___ Source material ___
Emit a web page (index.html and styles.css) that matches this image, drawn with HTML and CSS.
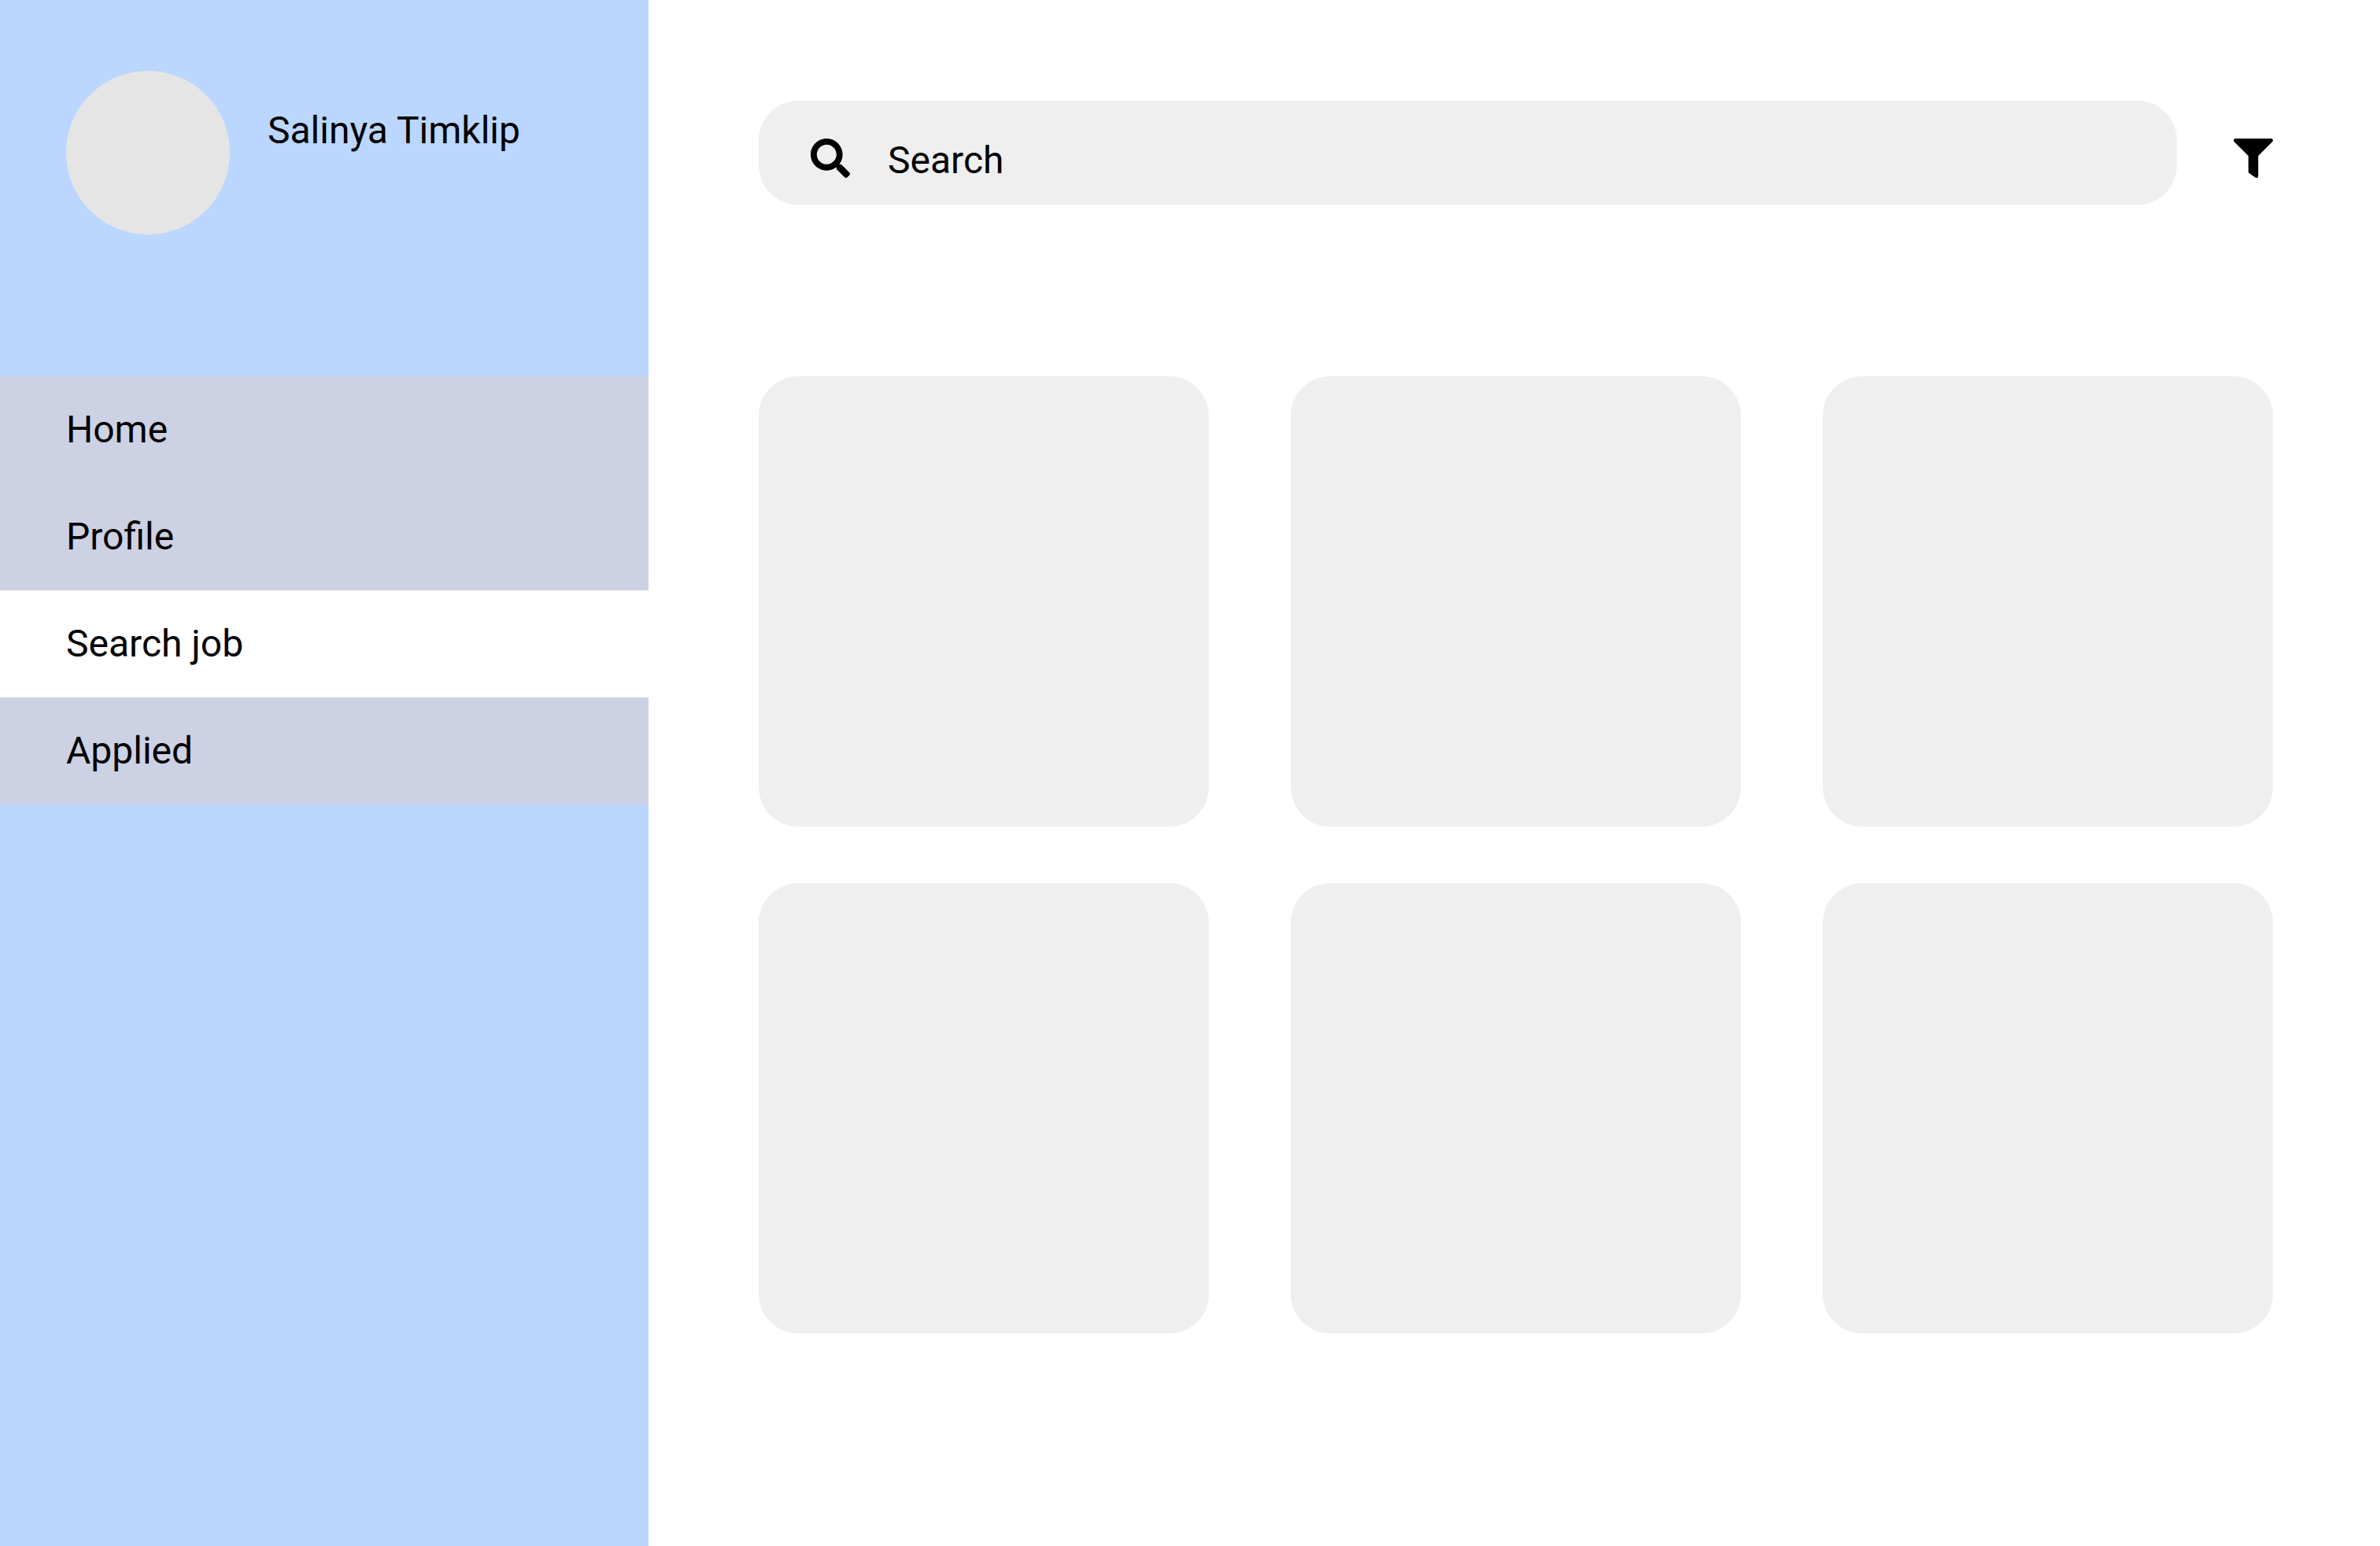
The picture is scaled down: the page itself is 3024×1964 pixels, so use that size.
FILE: index.html
```html
<!DOCTYPE html>
<html lang="en">
<head>
  <meta charset="utf-8">
  <meta name="viewport" content="width=device-width, initial-scale=1">
  <title>Search job</title>
  <link rel="stylesheet" href="styles.css">
</head>
<body>
  <div class="layout">
    <aside class="sidebar">
      <div class="user">
        <div class="avatar"></div>
        <p class="user-name">Salinya Timklip</p>
      </div>
      <nav class="nav">
        <a class="nav-link" href="#home">Home</a>
        <a class="nav-link" href="#profile">Profile</a>
        <a class="nav-link active" href="#search" aria-current="page">Search job</a>
        <a class="nav-link" href="#applied">Applied</a>
      </nav>
    </aside>
    <main class="content">
      <form class="toolbar" role="search">
        <label class="search">
          <svg class="icon" viewBox="0 0 512 512" role="img" aria-label="Search jobs"><path d="M505 442.700L405.300 343c-4.500-4.500-10.600-7-17-7H372c27.600-35.300 44-79.700 44-128C416 93.100 322.900 0 208 0S0 93.100 0 208s93.100 208 208 208c48.300 0 92.700-16.400 128-44v16.300c0 6.400 2.500 12.500 7 17l99.700 99.700c9.400 9.400 24.600 9.400 33.900 0l28.300-28.300c9.400-9.400 9.400-24.600.1-34zM208 336c-70.700 0-128-57.200-128-128 0-70.700 57.200-128 128-128 70.700 0 128 57.200 128 128 0 70.700-57.200 128-128 128z"/></svg>
          <input class="search-input" type="search" placeholder="Search">
        </label>
        <button class="filter" type="button" aria-label="Filter">
          <svg class="icon" viewBox="0 0 512 512" aria-hidden="true"><path d="M487.976 0H24.028C2.710 0-8.047 25.866 7.058 40.971L192 225.941V432c0 7.831 3.821 15.170 10.237 19.662l80 55.980C298.020 518.690 320 507.493 320 487.980V225.941l184.947-184.970C520.021 25.896 509.338 0 487.976 0z"/></svg>
        </button>
      </form>
      <section class="jobs" aria-label="Jobs">
        <article class="card"></article>
        <article class="card"></article>
        <article class="card"></article>
        <article class="card"></article>
        <article class="card"></article>
        <article class="card"></article>
      </section>
    </main>
  </div>
</body>
</html>
```
FILE: styles.css
```css
* {
  box-sizing: border-box;
}

body {
  margin: 0;
  background: #fff;
  color: #000;
  font-family: Roboto, "Liberation Sans", sans-serif;
  font-size: 48px;
  line-height: 56px;
}

.layout {
  display: flex;
  min-height: 100vh;
}

.sidebar {
  flex: 0 0 824px;
  padding-top: 90px;
  background: #bbd7ff;
}

.user {
  display: flex;
  gap: 48px;
  padding: 0 84px;
  margin-bottom: 180px;
}

.avatar {
  flex: none;
  width: 208px;
  height: 208px;
  border-radius: 50%;
  background: #e5e5e5;
}

.user-name {
  margin: 48px 0 0;
}

.nav {
  display: flex;
  flex-direction: column;
}

.nav-link {
  padding: 40px 84px;
  background: #cdd1e4;
  color: inherit;
  text-decoration: none;
}

.nav-link.active {
  background: #fff;
}

.content {
  flex: 1;
  min-width: 0;
  padding: 128px 136px 128px 140px;
}

.toolbar {
  display: flex;
  align-items: flex-start;
  gap: 72px;
  margin-bottom: 218px;
}

.search {
  flex: 1;
  display: flex;
  align-items: flex-start;
  gap: 48px;
  padding: 48px 66px 28px;
  border-radius: 50px;
  background: #efefef;
}

.search-input {
  flex: 1;
  min-width: 0;
  height: 56px;
  padding: 0;
  border: 0;
  outline: 0;
  background: none;
  color: inherit;
  font: inherit;
  appearance: none;
}

.search-input::placeholder {
  color: #000;
  opacity: 1;
}

.icon {
  display: block;
  flex: none;
  width: 50px;
  height: 50px;
  fill: currentColor;
}

.filter {
  margin-top: 48px;
  padding: 0;
  border: 0;
  background: none;
  color: inherit;
  cursor: pointer;
}

.jobs {
  display: grid;
  grid-template-columns: repeat(3, 1fr);
  gap: 72px 104px;
}

.card {
  aspect-ratio: 1;
  border-radius: 50px;
  background: #efefef;
}
```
___
Exercise aim: Find the lines above holding the word "page" and show them.

Completed task:
Emit a web page (index.html and styles.css) that matches this image, drawn with HTML and CSS.
The picture is scaled down: the page itself is 3024×1964 pixels, so use that size.
        <a class="nav-link active" href="#search" aria-current="page">Search job</a>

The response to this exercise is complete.